**Task**
Lines containing the word "that" are to be located and copied.
═══ Data excerpt
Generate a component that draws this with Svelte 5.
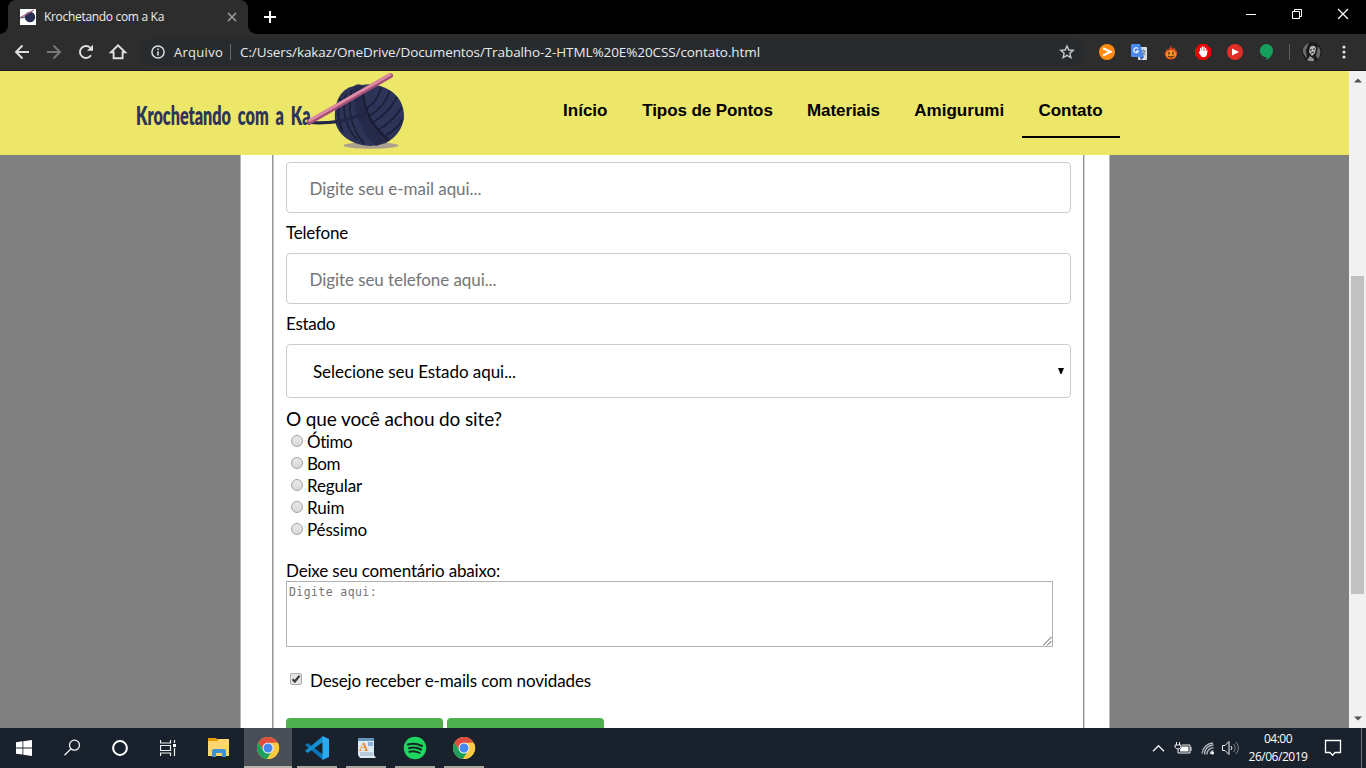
<script>
  const nav = [
    { text: 'Início', w: 44.5 },
    { text: 'Tipos de Pontos', w: 130.5 },
    { text: 'Materiais', w: 73 },
    { text: 'Amigurumi', w: 90 },
    { text: 'Contato', w: 64, active: true }
  ];
  const ratings = [
    { text: 'Ótimo', w: 45.5 },
    { text: 'Bom', w: 33 },
    { text: 'Regular', w: 55 },
    { text: 'Ruim', w: 37.5 },
    { text: 'Péssimo', w: 60 }
  ];

  // Spreads a label's letters so that it takes the given width.
  function fit(node, width) {
    const apply = () => {
      node.style.letterSpacing = '0px';
      const natural = node.getBoundingClientRect().width;
      node.style.letterSpacing = (width - natural) / node.textContent.length + 'px';
    };
    apply();
    document.fonts?.ready.then(apply);
  }
</script>

{#snippet chrome()}
  <svg width="24" height="24" viewBox="0 0 24 24">
    <circle cx="12" cy="12" r="11" fill="#fbc93d" />
    <path d="M2.5 6.5A11 11 0 0 1 21.5 6.5L12 7 7.5 14.5z" fill="#df4d41" />
    <path d="M2.5 6.5A11 11 0 0 0 11 23L16.5 14.5 7.5 14.5z" fill="#1ca15d" />
    <path d="M22 7.200A11 11 0 0 1 11 23L16.7 14.5 16 7.200z" fill="#fdcb42" />
    <circle cx="12" cy="12" r="5.5" fill="#f4f4f4" />
    <circle cx="12" cy="12" r="4.5" fill="#4688ef" />
  </svg>
{/snippet}

{#snippet yarn()}
  <ellipse cx="371" cy="145.500" rx="27.500" ry="3.300" fill="#aaa08f" />
  <path d="M338 99Q343 88 354 86Q357 83 362 85Q377 82 391 91Q404 100 404 117Q402 134 386 143Q370 149 355 143Q338 136 335 121Q334 108 338 99z" fill="#2e3458" />
  <g fill="none" stroke="#1b2038" stroke-width="1.800">
    <path d="M346 94Q339 119 357 140M341 98Q335 117 343 132M352 90Q344 119 364 144" />
    <path d="M366 109Q378 101 381 88M369 116Q384 108 390 91M372 123Q389 113 397 97M376 131Q393 122 402 107M381 138Q397 130 403 119" />
  </g>
  <path d="M354 86Q351 122 376 146L391 139Q364 121 363 86z" fill="#25294a" />
  <path d="M363 88Q363 119 388 140" fill="none" stroke="#171c33" stroke-width="1.800" />
  <path d="M309 122.500Q335 124 352 118L365 114" fill="none" stroke="#202643" stroke-width="3.200" />
  <path d="M309.500 122L390.500 75.500" stroke="#a34f77" stroke-width="5" stroke-linecap="round" />
  <path d="M309.500 120.500L390 74.500" stroke="#df8ba4" stroke-width="2.800" stroke-linecap="round" />
{/snippet}

<div class="screen">
  <div class="tabs">
    <div class="tab">
      <svg class="fav" width="16" height="16" viewBox="0 0 16 16">
        <rect width="16" height="16" fill="#fff" />
        <circle cx="10" cy="8" r="5.2" fill="#292e50" />
        <path d="M0 9L5 8" stroke="#292e50" />
        <path d="M0 8.8L14 1" stroke="#bd6f8e" stroke-width="1.2" />
      </svg>
      <span class="title"><span use:fit={120}>Krochetando com a Ka</span></span>
      <svg class="close" width="10" height="10" viewBox="0 0 10 10"><path d="M1 1l8 8M9 1L1 9" stroke="#a0a1a3" stroke-width="1.5" /></svg>
    </div>
    <svg class="plus" width="12" height="12" viewBox="0 0 12 12"><path d="M6 0v12M0 6h12" stroke="#fff" stroke-width="2" /></svg>
    <svg class="win" width="104" height="12" viewBox="0 0 104 12" fill="none" stroke="#fff">
      <path d="M0 6.5h10" />
      <path d="M46.5 3.5h7v7h-7zM48.500 3.500v-2h7v7h-2" />
      <path d="M92 1l10 10M102 1L92 11" stroke-width="1.2" />
    </svg>
  </div>

  <div class="toolbar">
    <svg class="navicons" width="130" height="34" viewBox="0 0 130 34" fill="none" stroke="#e0e0e1" stroke-width="1.9">
      <path d="M29 17H16M22.500 10.500L16 17l6.500 6.500" />
      <path d="M47 17h13M53.500 10.500L60 17l-6.500 6.500" stroke="#77787a" />
      <path d="M91 20.200a6 6 0 1 1-.8-7.500" />
      <path d="M93 9.700v6h-6z" fill="#e0e0e1" stroke="none" />
      <path d="M111 17.200h2.600v6h9v-6h2.600L118 10.300z" />
    </svg>
    <div class="omni">
      <svg width="14" height="14" viewBox="0 0 14 14"><circle cx="7" cy="7" r="6.100" fill="none" stroke="#dcdddf" stroke-width="1.500" /><path d="M7 6.200V10.500M7 3.500V5" stroke="#dcdddf" stroke-width="1.600" /></svg>
      <span class="arq"><span use:fit={49}>Arquivo</span></span>
      <i></i>
      <span class="url"><span use:fit={520}>C:/Users/kakaz/OneDrive/Documentos/Trabalho-2-HTML%20E%20CSS/contato.html</span></span>
      <svg class="star" width="16" height="16" viewBox="0 0 16 16"><path d="M8 2l1.800 4 4.400.4-3.300 2.900 1 4.300L8 11.300l-3.900 2.300 1-4.300-3.300-2.900L6.200 6z" fill="none" stroke="#c8cacc" stroke-width="1.400" /></svg>
    </div>
    <div class="ext">
      <svg width="16" height="16" viewBox="0 0 16 16"><circle cx="8" cy="8" r="8" fill="#ff8a0c" /><path d="M4 4.300l7.500 3.500L4 11.500" fill="none" stroke="#fff" stroke-width="2.200" /></svg>
      <svg width="16" height="16" viewBox="0 0 16 16"><rect x="7" y="3" width="9" height="13" rx="1" fill="#d9dce0" /><path d="M1 0h8l4 13H1a1 1 0 0 1-1-1V1a1 1 0 0 1 1-1z" fill="#4a8af0" /><path d="M9 13h4l-3 3z" fill="#2757b5" /><path d="M7 4.700A2.400 2.400 0 1 0 7.400 7H5" fill="none" stroke="#fff" stroke-width="1.100" /><path d="M10.500 7h4M12.500 5.500V7M14 7q-.5 3-3 4M11.500 8q1 2.500 3 3" fill="none" stroke="#697d8b" /></svg>
      <svg width="16" height="16" viewBox="0 0 16 16"><path d="M8 1q0 3 2 4l1-2q.5 2 3 4.500c1 5-2 8-6 8S1 12 2 8.500L4 5l1 1q2-1 3-5z" fill="#df471c" /><ellipse cx="8" cy="10.300" rx="5" ry="4" fill="#f69b24" /><path d="M6 8v2.500M10 8v2.500M5 12q3 2 6 0" stroke="#58220f" fill="none" stroke-width="1.300" /></svg>
      <svg width="16" height="16" viewBox="0 0 16 16"><path d="M4.700 0h6.600L16 4.700v6.600L11.300 16H4.700L0 11.300V4.700z" fill="#e10808" /><path d="M5.600 8V4.300M7.300 7V3M9 7V3.200M10.700 8V4.500" stroke="#fff" stroke-width="1.300" stroke-linecap="round" /><path d="M5 7h6.300l1.400-1-.7 4q-.8 3.200-3.600 3.200-2 0-3-2.200L3.700 8.500z" fill="#fff" /></svg>
      <svg width="16" height="16" viewBox="0 0 16 16"><circle cx="8" cy="8" r="8" fill="#e52d27" /><path d="M5 4.500l7 3.500-7 3.500z" fill="#fff" /></svg>
      <svg width="16" height="16" viewBox="0 0 16 16"><path d="M7.500 0a6.600 6.600 0 0 1 6.600 6.600q0 6-6.600 9.400v-2.700A6.600 6.600 0 1 1 7.500 0z" fill="#13a05b" /></svg>
    </div>
    <i class="sep"></i>
    <svg class="avatar" width="20" height="20" viewBox="0 0 20 20">
      <circle cx="10" cy="10" r="10" fill="#1b1b1b" /><path d="M1 7Q3 2 7 1L4 8l1 8Q0 12 1 7M16 4q5 6 0 13l-2-3z" fill="#68696a" />
      <path d="M8 5q4-3 6 1l-1 5-3 3-3-4z" fill="#b5b5b5" /><path d="M8 8h2M11 7h2M9 11l3-1" stroke="#202020" /><path d="M5 18l3-4 4 3v2q-4 1-7-1z" fill="#929292" />
    </svg>
    <svg class="dots" width="4" height="14" viewBox="0 0 4 14" fill="#dfe0e1"><circle cx="2" cy="2" r="1.600" /><circle cx="2" cy="7" r="1.600" /><circle cx="2" cy="12" r="1.600" /></svg>
  </div>

  <div class="view">
    <div class="page">
      <header>
        <svg class="logo" width="280" height="84" viewBox="130 71 280 84">
          <text x="136" y="124.500" textLength="174.500" lengthAdjust="spacingAndGlyphs">Krochetando com a Ka</text>
          {@render yarn()}
        </svg>
        <nav>
          {#each nav as n}<a class:active={n.active}><span use:fit={n.w}>{n.text}</span></a>{/each}
        </nav>
      </header>
      <main>
        <div class="sheet">
          <form>
            <div class="field"><span use:fit={172}>Digite seu e-mail aqui...</span></div>
            <div class="label"><span use:fit={62}>Telefone</span></div>
            <div class="field"><span use:fit={187}>Digite seu telefone aqui...</span></div>
            <div class="label"><span use:fit={49}>Estado</span></div>
            <div class="field select"><span use:fit={203}>Selecione seu Estado aqui...</span><svg width="6" height="6" viewBox="0 0 6 6"><path d="M0 0h6L3.500 6h-1z" /></svg></div>
            <div class="question"><span use:fit={216}>O que você achou do site?</span></div>
            {#each ratings as r}
              <div class="radio"><b></b><span use:fit={r.w}>{r.text}</span></div>
            {/each}
            <div class="comment"><span use:fit={214}>Deixe seu comentário abaixo:</span></div>
            <div class="area"><span use:fit={88}>Digite aqui:</span>
              <svg width="9" height="9" viewBox="0 0 9 9"><path d="M0 8.500L8.500 0M4 8.500L8.500 4" stroke="#555" /></svg>
            </div>
            <div class="check">
              <svg width="12" height="12" viewBox="0 0 12 12"><rect x=".5" y=".5" width="11" height="11" rx="1.500" fill="#e6e6e6" stroke="#adadad" /><path d="M2.600 6.200l2.200 2.300L9.500 2.700" fill="none" stroke="#3b3b3b" stroke-width="2.200" /></svg>
              <span use:fit={281}>Desejo receber e-mails com novidades</span>
            </div>
            <div class="buttons"><i></i><i></i></div>
          </form>
        </div>
      </main>
    </div>
    <div class="scroll">
      <svg width="8" height="5" viewBox="0 0 8 5"><path d="M0 4.500L4 .5l4 4z" fill="#505050" /></svg>
      <i></i>
      <svg width="8" height="5" viewBox="0 0 8 5"><path d="M0 .5l4 4 4-4z" fill="#505050" /></svg>
    </div>
  </div>

  <footer>
    <div class="app"><svg width="16" height="16" viewBox="0 0 16 16" fill="#fff"><path d="M0 2.200l6.500-.9v6.200H0zM7.300 1.200L16 0v7.500H7.300zM0 8.400h6.500v6.200L0 13.700zM7.300 8.400H16V16l-8.700-1.200z" /></svg></div>
    <div class="app"><svg width="18" height="18" viewBox="0 0 18 18" fill="none" stroke="#f1f2f3" stroke-width="1.300"><circle cx="11.500" cy="6.200" r="5" /><path d="M8 9.800L1.500 16.300" /></svg></div>
    <div class="app"><svg width="16" height="16" viewBox="0 0 16 16"><circle cx="8" cy="8" r="6.900" fill="none" stroke="#fff" stroke-width="2" /></svg></div>
    <div class="app"><svg width="16" height="16" viewBox="0 0 16 16" fill="none" stroke="#eff0f1" stroke-width="1.200"><path d="M.5 0v3h10V0M.5 16v-3h10v3M.5 5.500h10v5H.5zM14.500 0v3M14.500 8v8" /><path d="M13 4h3v3h-3z" fill="#fff" stroke="none" /></svg></div>
    <div class="app gap"><svg width="22" height="20" viewBox="0 0 22 20"><path d="M0 2h9l1-1h11v17H0z" fill="#ffd66e" /><path d="M0 0h8l2 2-1 1H0z" fill="#e5a000" /><path d="M4 19v-6q0-2 2-2h10q2 0 2 2v6h-4v-4H8v4z" fill="#3d91d5" /></svg></div>
    <div class="app gap on">{@render chrome()}</div>
    <div class="app gap open"><svg width="24" height="24" viewBox="0 0 24 24"><path d="M0 9l2.500-2L18 18.500v5.500L0 9z" fill="#0875b8" /><path d="M0 15l2.500 2L18 6V0L0 15z" fill="#1590d3" /><path d="M17.500 0L24 3v18l-6.500 3z" fill="#2aabf0" /></svg></div>
    <div class="app gap open"><svg width="19" height="22" viewBox="0 0 19 22"><path d="M1 1h16v17l2 3H3l-2-3z" fill="#dceaf3" /><path d="M1 1h16v3H1z" fill="#6495bd" /><text x="2" y="14" class="wp">A</text><path d="M11 6h5M11 8h5" stroke="#3f79c9" /><path d="M3 16h13M3 18h13" stroke="#91abc2" /></svg></div>
    <div class="app gap open"><svg width="24" height="24" viewBox="0 0 24 24"><circle cx="12" cy="12" r="11.200" fill="#1ed760" /><path d="M5 8.500q7-2 14 1.500M6 12.200q6-1.800 12 1.300M6.500 15.700q5-1.300 10 1.200" fill="none" stroke="#172824" stroke-width="2.100" stroke-linecap="round" /></svg></div>
    <div class="app gap open">{@render chrome()}</div>
    <svg class="tray" width="90" height="20" viewBox="0 0 90 20" fill="none" stroke="#f0f1f2">
      <path d="M1 13.200l5.500-5.500 5.500 5.500" stroke-width="1.400" />
      <path d="M24.500 4v3M27.500 4v3M23 7h6v2q-1 2-3 2t-3-2zM26 11v4h12V7h-8" /><path d="M39 9v4" /><path d="M30 8.500h6.500v5H28v-2z" fill="#fff" stroke="none" />
      <path d="M58.500 16a2.500 2.500 0 0 1 3-3M55 16.500a6 6 0 0 1 6.500-6.500M52.500 16.500a9 9 0 0 1 9-9.500M50 15.500A11.500 11.500 0 0 1 61 5" stroke="#b8bcc1" stroke-width="1.300" /><circle cx="60.500" cy="15" r="1.500" fill="#fff" stroke="none" />
      <path d="M70.500 7.500h2.500l4-4v13l-4-4h-2.500z" /><path d="M79 8q2 2 0 4" /><path d="M81.500 6q3.500 4 0 8M84 4q5 6 0 12" stroke="#77808a" />
    </svg>
    <div class="clock"><div><span use:fit={28}>04:00</span></div><div><span use:fit={59}>26/06/2019</span></div></div>
    <svg class="note" width="18" height="18" viewBox="0 0 18 18" fill="none" stroke="#fff" stroke-width="1.300"><path d="M1.500 1.500h15v12H11l-2.500 2.700L6 13.500H1.500z" /></svg>
    <i class="desk"></i>
  </footer>
</div>

<style>
  :global(body) { margin: 0; overflow: hidden; }
  .screen { width: 1366px; height: 768px; display: flex; flex-direction: column; overflow: hidden; font-family: "Open Sans", sans-serif; }
  .screen :global(*) { box-sizing: border-box; }
  svg { display: block; flex: none; }
  span { white-space: nowrap; display: inline-block; }
  .tabs { height: 34px; background: #000; display: flex; align-items: flex-start; flex: none; }
  .tab { width: 240px; height: 34px; margin-left: 8px; background: #2d2d2d; border-radius: 8px 8px 0 0; display: flex; align-items: center; padding-left: 12px; color: #eee; font-size: 12px; position: relative; }
  .tab::before, .tab::after { content: ""; position: absolute; bottom: 0; width: 8px; height: 8px; background: radial-gradient(circle at 0 0, transparent 7.500px, #2d2d2d 8px); }
  .tab::before { left: -8px; }
  .tab::after { right: -8px; background: radial-gradient(circle at 100% 0, transparent 7.500px, #2d2d2d 8px); }
  .title { margin: -1px 0 0 8px; width: 183px; }
  .plus { margin: 11px 0 0 16px; }
  .win { margin: 8px 16px 0 auto; }
  .toolbar { height: 37px; flex: none; background: #2d2d2d; border-bottom: 1px solid #1c1c1c; display: flex; align-items: center; }
  .navicons { margin-right: 10px; }
  .omni { width: 945px; height: 28px; border-radius: 14px; background: #282b2d; display: flex; align-items: center; padding-left: 11px; font-size: 13.500px; color: #e8eaed; }
  .arq, .url { margin-top: -1px; }
  .arq { width: 49px; margin-left: 9px; font-size: 13px; }
  .omni i { width: 1px; height: 16px; background: #68696b; margin: 0 9px 0 7px; }
  .star { margin: 0 10px 0 auto; }
  .ext { display: flex; gap: 16px; margin-left: 14px; }
  .sep { width: 1px; height: 16px; background: #5c5c5c; margin: 0 12px 0 14px; }
  .dots { margin-left: 20px; }
  .view { display: flex; height: 657px; flex: none; }
  .page { width: 1349px; display: flex; flex-direction: column; overflow: hidden; }
  header { height: 84px; flex: none; background: #ede769; display: flex; padding-left: 130px; }
  .logo text { font: 800 26px Lato, sans-serif; word-spacing: 5px; fill: #2e3458; }
  nav { display: flex; margin-left: 136px; font: bold 17px "Liberation Sans", Arial, sans-serif; color: #000; }
  nav a { height: 67px; padding: 30px 17px 0; border-bottom: 2px solid transparent; line-height: 20px; margin-right: .250px; }
  nav a:first-child { margin-right: .750px; }
  nav a.active { border-color: #000; margin-right: 0; }
  nav a { line-height: 19px; }
  main { flex: 1; min-height: 0; background: #808080; padding-left: 240px; }
  .sheet { width: 870px; height: 573px; background: #fff; border: 1px solid #b5b5b5; border-width: 0 1px; padding-left: 31px; overflow: hidden; }
  form { position: relative; width: 813px; height: 573px; border-left: 1px solid #949494; padding: 7px 12px 0 13px; font: 17px/20px Lato, sans-serif; color: #000; box-shadow: inset 1px 0 #c8c8c8, inset -1px 0 #d2d2d2, inset -2px 0 #949494; }
  .field { width: 785px; height: 51px; border: 1px solid #ccc; border-radius: 4px; padding-left: 22.500px; display: flex; align-items: center; color: #757575; padding-top: 2px; }
  .label { height: 40px; padding-top: 10.400px; }
  .select { height: 54px; color: #000; padding: 1px 6px 0 26px; justify-content: space-between; }
  .select svg { margin-top: -2px; }
  .question { font-size: 19px; height: 33px; padding-top: 11px; }
  .radio { height: 22px; display: flex; padding-left: 5px; line-height: 22px; }
  .radio b { width: 12px; height: 12px; margin: 4px 4px 0 0; border: 1px solid #a2a2a2; border-radius: 50%; background: linear-gradient(#e9e9e9, #d8d8d8); }
  .comment { height: 40px; padding-top: 20px; }
  .area { width: 767px; height: 66px; border: 1px solid #b2b2b2; display: flex; justify-content: space-between; padding-left: 2px; font: 12px/20px "DejaVu Sans Mono", monospace; color: #757575; }
  .area span { font-size: 11.500px; }
  .area svg { align-self: flex-end; }
  .check { display: flex; align-items: center; height: 26px; margin: 20px 0 0 4px; }
  .check span { margin-top: 1px; }
  .check svg { margin: -3px 8px 0 0; }
  .buttons { display: flex; gap: 4px; margin-top: 25px; }
  .buttons i { width: 157px; height: 30px; background: #4caf50; border-radius: 4px; }
  .scroll { width: 17px; background: #f1f1f1; display: flex; flex-direction: column; align-items: center; padding: 7px 0 0; }
  .scroll i { width: 13px; height: 318px; background: #c1c1c1; margin: 193px 0 122px; flex: none; }
  footer { height: 40px; flex: none; background: #19222c; display: flex; color: #fff; }
  .app { width: 48px; height: 40px; display: flex; align-items: center; justify-content: center; border-bottom: 2px solid transparent; padding-top: 2px; background-clip: border-box; }
  .gap { margin-left: 1px; }
  .app:nth-child(5) { margin-left: 3px; }
  .on { background: #4a4e56; border-color: #bab4ae; }
  .open { width: 40px; margin: 0 4px 0 5px; border-color: #aaa6a2; }
  .wp { font: bold 13px "Liberation Serif", serif; fill: #ef8632; }
  .tray { margin: 10px 0 0 auto; }
  .clock { width: 60px; margin-left: 6px; text-align: center; font-size: 12px; line-height: 18px; padding-top: 2px; }
  .note { margin: 11px 19px 0 16px; }
  .desk { width: 1px; height: 40px; background: #6b727a; margin-right: 4px; }
</style>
══════
**Task response**
Generate a component that draws this with Svelte 5.
  // Spreads a label's letters so that it takes the given width.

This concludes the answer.